Non c’è sito di viaggi in moto che non indichi questo tratto d’asfalto fra gli imperdibili d’Italia.
Il passo sale per 12 chilometri fino a mille metri di altitudine, un tracciato storicamente definito un autodromo naturale attaccato alla montagna per il suo perfetto raccordarsi di curve e rettilinei. Già alla fine degli anni ’60, gli spettatori della cronoscalata furono stimati in oltre quarantamila!
Giusto il tempo per riprenderci dallo stordimento della velocità ed ecco l’abbraccio di Chiusi della Verna (954 slm) la porta del nostro, intimo Tibet. La spiritualità penetra attraverso casco e protezioni e ben presto, superato il paese, sulla nostra destra ci sovrasta la rupe dove San Francesco d’Assisi fondò quello che oggi è uno dei più importanti santuari del mondo.
Chiusi fu una tappa del cammino della Romea che portava i pellegrini di origine germanica a Roma in alternativa alla via Francigena. La cittadina ospita una fiorente industria turistica legata al clima salubre, al paesaggio boscoso ma soprattutto al Santuario francescano famoso per essere il luogo in cui san Francesco d’Assisi avrebbe ricevuto le stigmate il 14 settembre 1224.

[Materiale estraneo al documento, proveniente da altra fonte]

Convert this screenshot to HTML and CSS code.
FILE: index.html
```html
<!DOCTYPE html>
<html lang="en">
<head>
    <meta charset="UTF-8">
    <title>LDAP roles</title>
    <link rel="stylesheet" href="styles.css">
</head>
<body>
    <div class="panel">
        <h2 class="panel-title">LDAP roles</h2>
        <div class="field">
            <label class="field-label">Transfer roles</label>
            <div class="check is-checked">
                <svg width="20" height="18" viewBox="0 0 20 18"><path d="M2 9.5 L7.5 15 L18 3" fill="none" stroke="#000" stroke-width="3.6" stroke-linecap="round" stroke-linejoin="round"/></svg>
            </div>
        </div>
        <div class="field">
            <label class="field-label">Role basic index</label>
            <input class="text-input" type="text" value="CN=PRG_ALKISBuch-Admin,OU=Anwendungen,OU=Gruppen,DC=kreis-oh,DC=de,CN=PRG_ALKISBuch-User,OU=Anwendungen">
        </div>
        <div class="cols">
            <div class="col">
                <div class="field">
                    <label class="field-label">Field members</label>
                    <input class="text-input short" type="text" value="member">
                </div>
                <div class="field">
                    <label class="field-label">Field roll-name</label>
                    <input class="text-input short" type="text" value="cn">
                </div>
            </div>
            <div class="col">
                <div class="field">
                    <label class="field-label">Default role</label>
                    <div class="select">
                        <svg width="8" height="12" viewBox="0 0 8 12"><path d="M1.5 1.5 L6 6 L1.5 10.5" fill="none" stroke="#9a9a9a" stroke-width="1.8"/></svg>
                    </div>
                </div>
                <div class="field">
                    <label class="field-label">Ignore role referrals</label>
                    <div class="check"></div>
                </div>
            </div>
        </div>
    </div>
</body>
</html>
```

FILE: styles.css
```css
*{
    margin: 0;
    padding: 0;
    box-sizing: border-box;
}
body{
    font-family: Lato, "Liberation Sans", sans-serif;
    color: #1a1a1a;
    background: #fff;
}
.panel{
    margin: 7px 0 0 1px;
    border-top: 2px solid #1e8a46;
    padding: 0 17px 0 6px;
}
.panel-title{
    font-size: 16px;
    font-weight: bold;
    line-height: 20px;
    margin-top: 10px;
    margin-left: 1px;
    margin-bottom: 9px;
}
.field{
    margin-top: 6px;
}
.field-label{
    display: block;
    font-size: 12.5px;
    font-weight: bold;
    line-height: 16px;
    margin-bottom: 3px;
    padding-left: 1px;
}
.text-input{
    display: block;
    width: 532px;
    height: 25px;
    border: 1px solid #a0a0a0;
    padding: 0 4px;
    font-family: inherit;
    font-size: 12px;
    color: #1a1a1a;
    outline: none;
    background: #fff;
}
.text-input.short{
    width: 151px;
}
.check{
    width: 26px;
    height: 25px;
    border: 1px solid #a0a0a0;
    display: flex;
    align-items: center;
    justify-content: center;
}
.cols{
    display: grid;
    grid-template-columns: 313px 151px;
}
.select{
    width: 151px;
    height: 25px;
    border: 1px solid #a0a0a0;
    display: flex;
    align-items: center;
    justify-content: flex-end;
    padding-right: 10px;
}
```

Costruito nella parte meridionale del monte Penna a 1128 metri di altezza, il santuario ospita numerose cappelle e luoghi di preghiera e raccoglimento, oltre a diversi punti di notevole importanza religiosa che richiamano qui ogni anno dai 600mila al milione di visitatori.

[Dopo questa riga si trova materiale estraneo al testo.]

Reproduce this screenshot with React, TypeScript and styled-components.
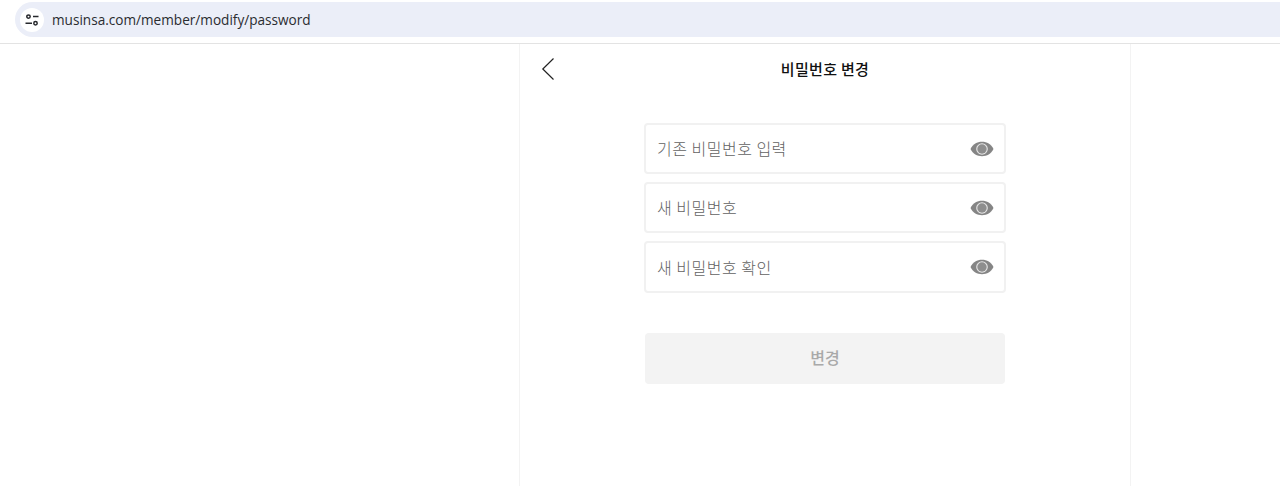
import React from "react";
import styled, { createGlobalStyle } from "styled-components";

const Global = createGlobalStyle`
  html, body { margin: 0; padding: 0; background: #fff; height: 100%; overflow: hidden; }
  #root { height: 100%; }
  * { box-sizing: border-box; }
`;

const Page = styled.div`
  width: 1280px;
  height: 486px;
  display: flex;
  flex-direction: column;
  font-family: "Noto Sans CJK KR", "Noto Sans", sans-serif;
`;

const BrowserBar = styled.div`
  height: 44px;
  flex: none;
  padding-top: 2px;
  background: #fff;
  border-bottom: 1px solid #e3e3e3;
`;

const AddressBar = styled.div`
  height: 35px;
  margin-left: 15px;
  padding-left: 5px;
  display: flex;
  align-items: center;
  gap: 8px;
  background: #ebeef8;
  border-radius: 18px 0 0 18px;
`;

const SiteIcon = styled.div`
  width: 24px;
  height: 24px;
  border-radius: 50%;
  background: #fff;
  display: flex;
  align-items: center;
  justify-content: center;
`;

const Url = styled.span`
  font-family: "Open Sans", Roboto, sans-serif;
  font-size: 13.6px;
  color: #2a2c30;
`;

const Column = styled.main`
  flex: 1;
  width: 612px;
  margin-left: 519px;
  border-left: 1px solid #f3f3f3;
  border-right: 1px solid #f3f3f3;
  display: flex;
  flex-direction: column;
  align-items: center;
`;

const Header = styled.header`
  position: relative;
  width: 100%;
  height: 50px;
  display: flex;
  align-items: center;
  justify-content: center;
`;

const Back = styled.button`
  position: absolute;
  left: 20px;
  top: 13px;
  width: 16px;
  height: 24px;
  padding: 0;
  border: 0;
  background: none;
  display: flex;
`;

const Title = styled.h1`
  margin: 0;
  font-size: 15px;
  font-weight: 500;
  letter-spacing: 0.33px;
  color: #111;
  line-height: 20px;
`;

const Form = styled.form`
  width: 362px;
  margin-top: 29px;
  display: flex;
  flex-direction: column;
  gap: 8px;
`;

const Field = styled.div<{ $tall?: boolean }>`
  height: ${(p) => (p.$tall ? 52 : 51)}px;
  padding: 0 10px 0 11px;
  border: 2px solid #f1f1f1;
  border-radius: 4px;
  background: #fff;
  display: flex;
  align-items: center;
  justify-content: space-between;
`;

const Placeholder = styled.span<{ $tall?: boolean }>`
  font-size: 16px;
  letter-spacing: 0.5px;
  color: #626262;
  font-weight: 300;
  margin-bottom: ${(p) => (p.$tall ? 0 : 2)}px;
`;

const Submit = styled.button`
  height: 51px;
  margin: 32px 1px 0;
  padding: 0 0 3px;
  border: 0;
  border-radius: 4px;
  background: #f3f3f3;
  color: #a9a9a9;
  font-family: inherit;
  font-size: 16px;
  font-weight: 500;
`;

const Eye = () => (
  <svg width="24" height="16" viewBox="0 0 24 16">
    <path d="M0.5 8C3 3.2 7 0.8 12 0.8S21 3.2 23.5 8C21 12.8 17 15.2 12 15.2S3 12.8 0.5 8Z" fill="#858585" />
    <circle cx="12" cy="8" r="5.8" fill="#e8e8e8" />
    <circle cx="12" cy="8" r="4.7" fill="#8e8e8e" />
  </svg>
);

const fields = ["기존 비밀번호 입력", "새 비밀번호", "새 비밀번호 확인"];

export default function App() {
  return (
    <Page>
      <Global />
      <BrowserBar>
        <AddressBar>
          <SiteIcon>
            <svg width="16" height="16" viewBox="0 0 16 16" fill="none" stroke="#26282c" strokeWidth="1.5">
              <circle cx="4.5" cy="4.6" r="1.7" />
              <path d="M9 4.6h5.5M1.5 11.2H8" />
              <circle cx="11.5" cy="11.2" r="1.7" />
            </svg>
          </SiteIcon>
          <Url>musinsa.com/member/modify/password</Url>
        </AddressBar>
      </BrowserBar>
      <Column>
        <Header>
          <Back aria-label="뒤로">
            <svg width="16" height="24" viewBox="0 0 16 24" fill="none" stroke="#222" strokeWidth="1.2">
              <path d="M13.5 1.5 2.8 12l10.7 10.5" />
            </svg>
          </Back>
          <Title>비밀번호 변경</Title>
        </Header>
        <Form>
          {fields.map((f, i) => (
            <Field key={f} $tall={i === 2}>
              <Placeholder $tall={i === 2}>{f}</Placeholder>
              <Eye />
            </Field>
          ))}
          <Submit type="button">변경</Submit>
        </Form>
      </Column>
    </Page>
  );
}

Di grande interesse naturalistico è la foresta monumentale della Verna, giunta fino ai giorni nostri anche grazie alla sapiente opera dei francescani che l’hanno curata nei secoli, in una perfetta armonizzazione tra uomo e natura. Il bosco principale è rappresentato dalla consociazione abete faggio, con esemplari che raggiungono i 50 metri di altezza e diametri fino a 180 cm. Nella zona nord-ovest del santuario è presente la faggeta pura. La foresta è caratterizzata anche da una straordinaria ricchezza botanica e dalla presenza di una numerosa fauna selvatica che annovera quattro specie di ungulati, il cervo, il daino, il capriolo e il cinghiale, oltre al loro predatore naturale, il lupo. Sono presenti anche numerose specie di uccelli, tra cui i rapaci gufo reale e falco pellegrino.
E saranno proprio boschi, faggete e gli straordinari scorci del Casentino i nostri piacevoli compagni di viaggio per i successivi chilometri.